● Task prompt
Exact reproduction of the data is required, with images excluded.

___ Source excerpt

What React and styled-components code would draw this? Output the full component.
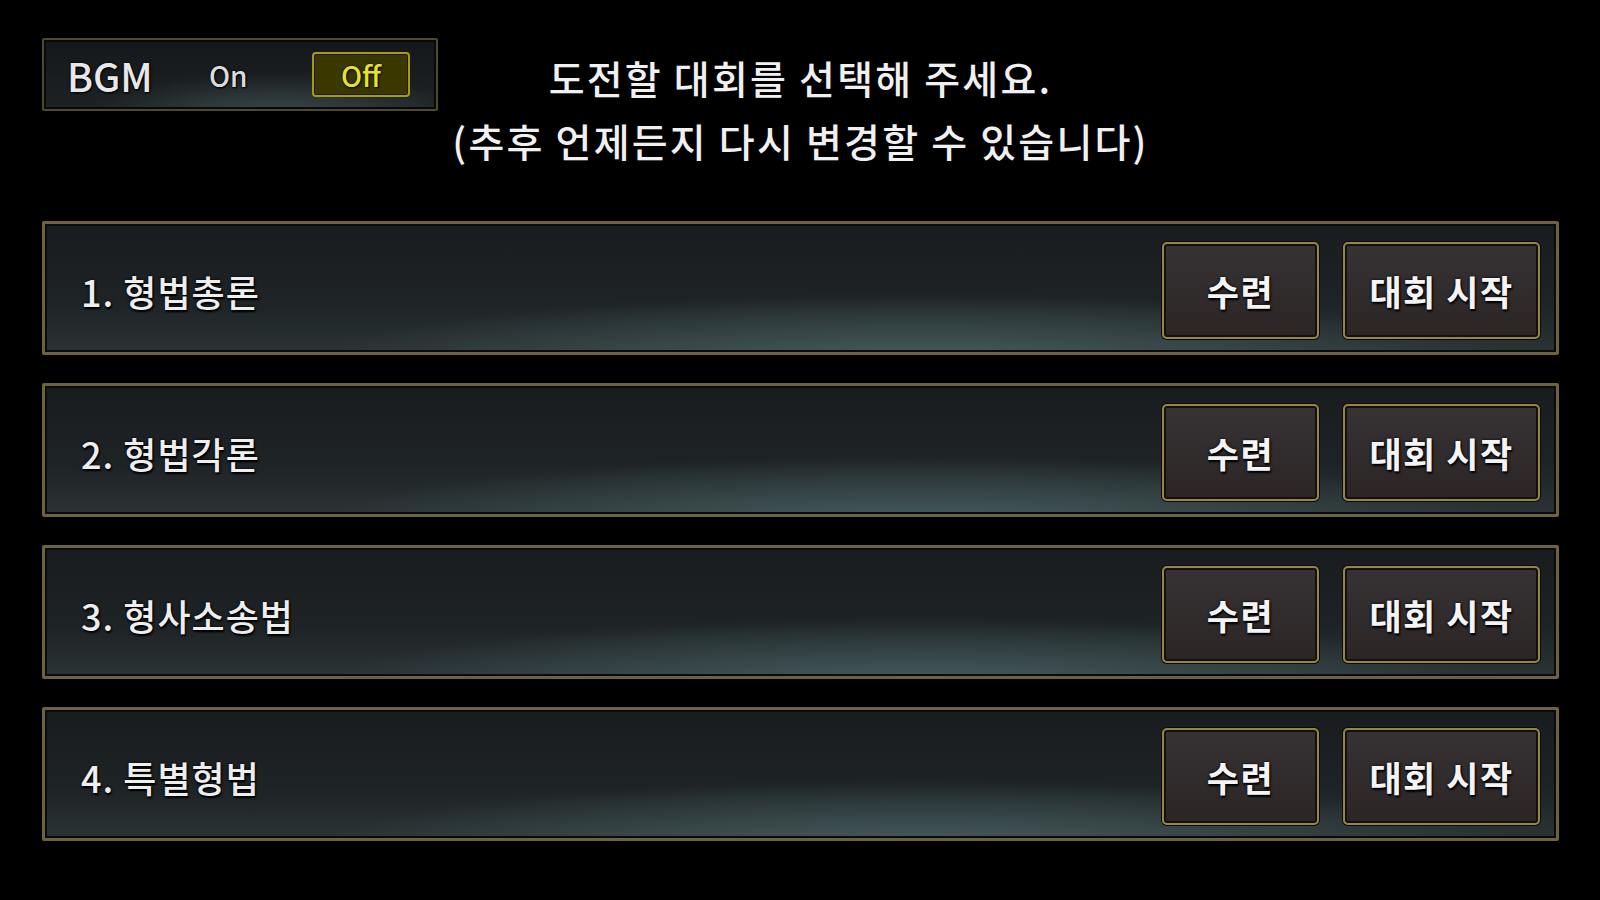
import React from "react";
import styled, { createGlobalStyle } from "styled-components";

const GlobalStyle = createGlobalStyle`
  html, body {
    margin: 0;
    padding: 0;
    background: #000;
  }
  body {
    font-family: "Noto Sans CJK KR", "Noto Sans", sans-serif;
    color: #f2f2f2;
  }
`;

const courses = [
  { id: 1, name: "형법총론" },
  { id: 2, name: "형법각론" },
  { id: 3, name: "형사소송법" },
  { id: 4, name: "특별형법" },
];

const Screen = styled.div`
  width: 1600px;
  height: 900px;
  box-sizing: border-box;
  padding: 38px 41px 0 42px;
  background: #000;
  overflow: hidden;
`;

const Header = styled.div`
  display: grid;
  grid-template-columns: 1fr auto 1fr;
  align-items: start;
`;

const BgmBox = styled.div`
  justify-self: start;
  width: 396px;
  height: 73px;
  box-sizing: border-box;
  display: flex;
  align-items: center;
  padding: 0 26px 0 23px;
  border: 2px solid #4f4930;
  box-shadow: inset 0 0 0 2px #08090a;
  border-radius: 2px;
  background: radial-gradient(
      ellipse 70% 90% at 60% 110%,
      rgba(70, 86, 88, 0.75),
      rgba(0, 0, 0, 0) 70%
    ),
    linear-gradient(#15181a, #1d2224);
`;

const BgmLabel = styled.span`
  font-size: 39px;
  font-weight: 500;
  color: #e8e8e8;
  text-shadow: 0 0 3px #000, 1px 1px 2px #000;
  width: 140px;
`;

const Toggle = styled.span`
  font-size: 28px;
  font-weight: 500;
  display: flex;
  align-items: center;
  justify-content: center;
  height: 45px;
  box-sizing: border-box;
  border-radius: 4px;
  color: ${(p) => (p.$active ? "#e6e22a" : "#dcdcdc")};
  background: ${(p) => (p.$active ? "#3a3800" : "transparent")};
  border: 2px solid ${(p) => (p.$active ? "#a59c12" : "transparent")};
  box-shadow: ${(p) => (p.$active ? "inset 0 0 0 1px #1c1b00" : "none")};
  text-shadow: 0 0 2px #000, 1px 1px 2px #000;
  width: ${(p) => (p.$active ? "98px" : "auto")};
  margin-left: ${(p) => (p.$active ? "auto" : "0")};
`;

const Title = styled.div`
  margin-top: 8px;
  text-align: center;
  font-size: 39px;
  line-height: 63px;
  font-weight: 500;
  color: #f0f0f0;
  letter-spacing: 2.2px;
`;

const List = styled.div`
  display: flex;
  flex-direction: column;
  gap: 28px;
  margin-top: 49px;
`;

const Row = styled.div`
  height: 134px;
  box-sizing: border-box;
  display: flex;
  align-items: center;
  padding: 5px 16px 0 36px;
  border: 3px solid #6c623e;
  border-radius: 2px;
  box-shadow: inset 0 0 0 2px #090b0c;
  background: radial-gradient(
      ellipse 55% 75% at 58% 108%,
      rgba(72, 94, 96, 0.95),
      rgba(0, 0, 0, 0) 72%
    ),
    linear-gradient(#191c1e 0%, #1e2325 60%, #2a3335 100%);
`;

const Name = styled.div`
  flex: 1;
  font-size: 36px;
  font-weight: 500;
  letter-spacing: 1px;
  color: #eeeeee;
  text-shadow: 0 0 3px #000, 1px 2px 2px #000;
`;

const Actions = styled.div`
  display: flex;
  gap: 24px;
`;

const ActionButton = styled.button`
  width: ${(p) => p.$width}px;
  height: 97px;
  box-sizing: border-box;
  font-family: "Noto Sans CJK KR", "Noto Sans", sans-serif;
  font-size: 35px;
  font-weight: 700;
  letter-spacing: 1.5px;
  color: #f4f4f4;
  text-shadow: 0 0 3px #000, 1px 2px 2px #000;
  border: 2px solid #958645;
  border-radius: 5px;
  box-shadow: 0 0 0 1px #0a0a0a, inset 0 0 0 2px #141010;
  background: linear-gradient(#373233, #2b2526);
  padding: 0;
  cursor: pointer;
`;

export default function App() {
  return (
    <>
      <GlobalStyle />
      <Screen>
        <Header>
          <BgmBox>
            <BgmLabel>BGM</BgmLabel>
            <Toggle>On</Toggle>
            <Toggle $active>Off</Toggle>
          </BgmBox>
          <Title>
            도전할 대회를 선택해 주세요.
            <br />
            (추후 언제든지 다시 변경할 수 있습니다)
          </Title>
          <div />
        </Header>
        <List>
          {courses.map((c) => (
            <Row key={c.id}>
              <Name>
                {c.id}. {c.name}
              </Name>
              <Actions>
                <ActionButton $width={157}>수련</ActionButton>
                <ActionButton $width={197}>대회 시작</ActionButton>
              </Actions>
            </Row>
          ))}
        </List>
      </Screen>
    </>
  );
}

______

● Full response
What React and styled-components code would draw this? Output the full component.
import React from "react";
import styled, { createGlobalStyle } from "styled-components";

const GlobalStyle = createGlobalStyle`
  html, body {
    margin: 0;
    padding: 0;
    background: #000;
  }
  body {
    font-family: "Noto Sans CJK KR", "Noto Sans", sans-serif;
    color: #f2f2f2;
  }
`;

const courses = [
  { id: 1, name: "형법총론" },
  { id: 2, name: "형법각론" },
  { id: 3, name: "형사소송법" },
  { id: 4, name: "특별형법" },
];

const Screen = styled.div`
  width: 1600px;
  height: 900px;
  box-sizing: border-box;
  padding: 38px 41px 0 42px;
  background: #000;
  overflow: hidden;
`;

const Header = styled.div`
  display: grid;
  grid-template-columns: 1fr auto 1fr;
  align-items: start;
`;

const BgmBox = styled.div`
  justify-self: start;
  width: 396px;
  height: 73px;
  box-sizing: border-box;
  display: flex;
  align-items: center;
  padding: 0 26px 0 23px;
  border: 2px solid #4f4930;
  box-shadow: inset 0 0 0 2px #08090a;
  border-radius: 2px;
  background: radial-gradient(
      ellipse 70% 90% at 60% 110%,
      rgba(70, 86, 88, 0.75),
      rgba(0, 0, 0, 0) 70%
    ),
    linear-gradient(#15181a, #1d2224);
`;

const BgmLabel = styled.span`
  font-size: 39px;
  font-weight: 500;
  color: #e8e8e8;
  text-shadow: 0 0 3px #000, 1px 1px 2px #000;
  width: 140px;
`;

const Toggle = styled.span`
  font-size: 28px;
  font-weight: 500;
  display: flex;
  align-items: center;
  justify-content: center;
  height: 45px;
  box-sizing: border-box;
  border-radius: 4px;
  color: ${(p) => (p.$active ? "#e6e22a" : "#dcdcdc")};
  background: ${(p) => (p.$active ? "#3a3800" : "transparent")};
  border: 2px solid ${(p) => (p.$active ? "#a59c12" : "transparent")};
  box-shadow: ${(p) => (p.$active ? "inset 0 0 0 1px #1c1b00" : "none")};
  text-shadow: 0 0 2px #000, 1px 1px 2px #000;
  width: ${(p) => (p.$active ? "98px" : "auto")};
  margin-left: ${(p) => (p.$active ? "auto" : "0")};
`;

const Title = styled.div`
  margin-top: 8px;
  text-align: center;
  font-size: 39px;
  line-height: 63px;
  font-weight: 500;
  color: #f0f0f0;
  letter-spacing: 2.2px;
`;

const List = styled.div`
  display: flex;
  flex-direction: column;
  gap: 28px;
  margin-top: 49px;
`;

const Row = styled.div`
  height: 134px;
  box-sizing: border-box;
  display: flex;
  align-items: center;
  padding: 5px 16px 0 36px;
  border: 3px solid #6c623e;
  border-radius: 2px;
  box-shadow: inset 0 0 0 2px #090b0c;
  background: radial-gradient(
      ellipse 55% 75% at 58% 108%,
      rgba(72, 94, 96, 0.95),
      rgba(0, 0, 0, 0) 72%
    ),
    linear-gradient(#191c1e 0%, #1e2325 60%, #2a3335 100%);
`;

const Name = styled.div`
  flex: 1;
  font-size: 36px;
  font-weight: 500;
  letter-spacing: 1px;
  color: #eeeeee;
  text-shadow: 0 0 3px #000, 1px 2px 2px #000;
`;

const Actions = styled.div`
  display: flex;
  gap: 24px;
`;

const ActionButton = styled.button`
  width: ${(p) => p.$width}px;
  height: 97px;
  box-sizing: border-box;
  font-family: "Noto Sans CJK KR", "Noto Sans", sans-serif;
  font-size: 35px;
  font-weight: 700;
  letter-spacing: 1.5px;
  color: #f4f4f4;
  text-shadow: 0 0 3px #000, 1px 2px 2px #000;
  border: 2px solid #958645;
  border-radius: 5px;
  box-shadow: 0 0 0 1px #0a0a0a, inset 0 0 0 2px #141010;
  background: linear-gradient(#373233, #2b2526);
  padding: 0;
  cursor: pointer;
`;

export default function App() {
  return (
    <>
      <GlobalStyle />
      <Screen>
        <Header>
          <BgmBox>
            <BgmLabel>BGM</BgmLabel>
            <Toggle>On</Toggle>
            <Toggle $active>Off</Toggle>
          </BgmBox>
          <Title>
            도전할 대회를 선택해 주세요.
            <br />
            (추후 언제든지 다시 변경할 수 있습니다)
          </Title>
          <div />
        </Header>
        <List>
          {courses.map((c) => (
            <Row key={c.id}>
              <Name>
                {c.id}. {c.name}
              </Name>
              <Actions>
                <ActionButton $width={157}>수련</ActionButton>
                <ActionButton $width={197}>대회 시작</ActionButton>
              </Actions>
            </Row>
          ))}
        </List>
      </Screen>
    </>
  );
}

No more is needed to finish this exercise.